:: MATERIAL

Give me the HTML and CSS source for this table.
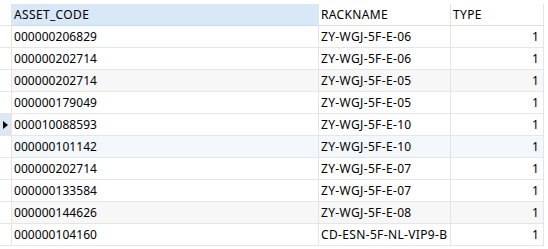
FILE: index.html
```html
<!DOCTYPE html>
<html>
<head>
<meta charset="utf-8">
<link rel="stylesheet" href="styles.css">
</head>
<body>
<div class="grid">
  <div class="cell gut"></div>
  <div class="cell head sorted txt">ASSET_CODE</div>
  <div class="cell head txt">RACKNAME</div>
  <div class="cell head txt">TYPE</div>

  <div class="cell gut"></div>
  <div class="cell">000000206829</div>
  <div class="cell txt">ZY-WGJ-5F-E-06</div>
  <div class="cell num">1</div>

  <div class="cell gut"></div>
  <div class="cell">000000202714</div>
  <div class="cell txt">ZY-WGJ-5F-E-06</div>
  <div class="cell num">1</div>

  <div class="cell gut"></div>
  <div class="cell gray">000000202714</div>
  <div class="cell gray txt">ZY-WGJ-5F-E-05</div>
  <div class="cell gray num">1</div>

  <div class="cell gut"></div>
  <div class="cell">000000179049</div>
  <div class="cell txt">ZY-WGJ-5F-E-05</div>
  <div class="cell num">1</div>

  <div class="cell gut current"><span class="arrow"></span></div>
  <div class="cell">000010088593</div>
  <div class="cell txt">ZY-WGJ-5F-E-10</div>
  <div class="cell num">1</div>

  <div class="cell gut"></div>
  <div class="cell blue">000000101142</div>
  <div class="cell blue txt">ZY-WGJ-5F-E-10</div>
  <div class="cell blue num">1</div>

  <div class="cell gut"></div>
  <div class="cell">000000202714</div>
  <div class="cell txt">ZY-WGJ-5F-E-07</div>
  <div class="cell num">1</div>

  <div class="cell gut"></div>
  <div class="cell">000000133584</div>
  <div class="cell txt">ZY-WGJ-5F-E-07</div>
  <div class="cell num">1</div>

  <div class="cell gut"></div>
  <div class="cell gray">000000144626</div>
  <div class="cell gray txt">ZY-WGJ-5F-E-08</div>
  <div class="cell gray num">1</div>

  <div class="cell gut"></div>
  <div class="cell">000000104160</div>
  <div class="cell txt">CD-ESN-5F-NL-VIP9-B</div>
  <div class="cell num">1</div>
</div>
</body>
</html>
```

FILE: styles.css
```css
html, body {
  margin: 0;
  padding: 0;
  background: #ffffff;
}
body {
  padding-top: 4px;
  font-family: "Noto Sans", "Open Sans", sans-serif;
  font-size: 12px;
  color: #000000;
}
.grid {
  display: grid;
  grid-template-columns: 12px 307px 132px 93px;
  grid-auto-rows: 22px;
  width: 544px;
}
.cell {
  box-sizing: border-box;
  border-right: 1px solid #e4e4e4;
  border-bottom: 1px solid #e6e6e6;
  padding: 0 3px 0 2px;
  display: flex;
  align-items: center;
  white-space: nowrap;
  overflow: hidden;
  line-height: 1;
  letter-spacing: 0.05px;
}
.txt {
  letter-spacing: 0.35px;
}
.head {
  border-bottom-color: #dcdcdc;
}
.sorted {
  background: #d9e8f7;
  border-bottom-color: #c9d9ea;
}
.gut {
  padding: 0;
}
.current {
  background: #dce7f3;
}
.arrow {
  width: 0;
  height: 0;
  margin-left: 3px;
  border-left: 5px solid #000;
  border-top: 4.5px solid transparent;
  border-bottom: 4.5px solid transparent;
}
.num {
  justify-content: flex-end;
  padding-right: 4px;
}
.gray {
  background: #f7f7f7;
}
.blue {
  background: #f3f8fd;
}
```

::::

WORK TO DO: Reproduce the material in its entirety and word for word, without the pictures.

TASK ANSWER:
Give me the HTML and CSS source for this table.
FILE: index.html
```html
<!DOCTYPE html>
<html>
<head>
<meta charset="utf-8">
<link rel="stylesheet" href="styles.css">
</head>
<body>
<div class="grid">
  <div class="cell gut"></div>
  <div class="cell head sorted txt">ASSET_CODE</div>
  <div class="cell head txt">RACKNAME</div>
  <div class="cell head txt">TYPE</div>

  <div class="cell gut"></div>
  <div class="cell">000000206829</div>
  <div class="cell txt">ZY-WGJ-5F-E-06</div>
  <div class="cell num">1</div>

  <div class="cell gut"></div>
  <div class="cell">000000202714</div>
  <div class="cell txt">ZY-WGJ-5F-E-06</div>
  <div class="cell num">1</div>

  <div class="cell gut"></div>
  <div class="cell gray">000000202714</div>
  <div class="cell gray txt">ZY-WGJ-5F-E-05</div>
  <div class="cell gray num">1</div>

  <div class="cell gut"></div>
  <div class="cell">000000179049</div>
  <div class="cell txt">ZY-WGJ-5F-E-05</div>
  <div class="cell num">1</div>

  <div class="cell gut current"><span class="arrow"></span></div>
  <div class="cell">000010088593</div>
  <div class="cell txt">ZY-WGJ-5F-E-10</div>
  <div class="cell num">1</div>

  <div class="cell gut"></div>
  <div class="cell blue">000000101142</div>
  <div class="cell blue txt">ZY-WGJ-5F-E-10</div>
  <div class="cell blue num">1</div>

  <div class="cell gut"></div>
  <div class="cell">000000202714</div>
  <div class="cell txt">ZY-WGJ-5F-E-07</div>
  <div class="cell num">1</div>

  <div class="cell gut"></div>
  <div class="cell">000000133584</div>
  <div class="cell txt">ZY-WGJ-5F-E-07</div>
  <div class="cell num">1</div>

  <div class="cell gut"></div>
  <div class="cell gray">000000144626</div>
  <div class="cell gray txt">ZY-WGJ-5F-E-08</div>
  <div class="cell gray num">1</div>

  <div class="cell gut"></div>
  <div class="cell">000000104160</div>
  <div class="cell txt">CD-ESN-5F-NL-VIP9-B</div>
  <div class="cell num">1</div>
</div>
</body>
</html>
```

FILE: styles.css
```css
html, body {
  margin: 0;
  padding: 0;
  background: #ffffff;
}
body {
  padding-top: 4px;
  font-family: "Noto Sans", "Open Sans", sans-serif;
  font-size: 12px;
  color: #000000;
}
.grid {
  display: grid;
  grid-template-columns: 12px 307px 132px 93px;
  grid-auto-rows: 22px;
  width: 544px;
}
.cell {
  box-sizing: border-box;
  border-right: 1px solid #e4e4e4;
  border-bottom: 1px solid #e6e6e6;
  padding: 0 3px 0 2px;
  display: flex;
  align-items: center;
  white-space: nowrap;
  overflow: hidden;
  line-height: 1;
  letter-spacing: 0.05px;
}
.txt {
  letter-spacing: 0.35px;
}
.head {
  border-bottom-color: #dcdcdc;
}
.sorted {
  background: #d9e8f7;
  border-bottom-color: #c9d9ea;
}
.gut {
  padding: 0;
}
.current {
  background: #dce7f3;
}
.arrow {
  width: 0;
  height: 0;
  margin-left: 3px;
  border-left: 5px solid #000;
  border-top: 4.5px solid transparent;
  border-bottom: 4.5px solid transparent;
}
.num {
  justify-content: flex-end;
  padding-right: 4px;
}
.gray {
  background: #f7f7f7;
}
.blue {
  background: #f3f8fd;
}
```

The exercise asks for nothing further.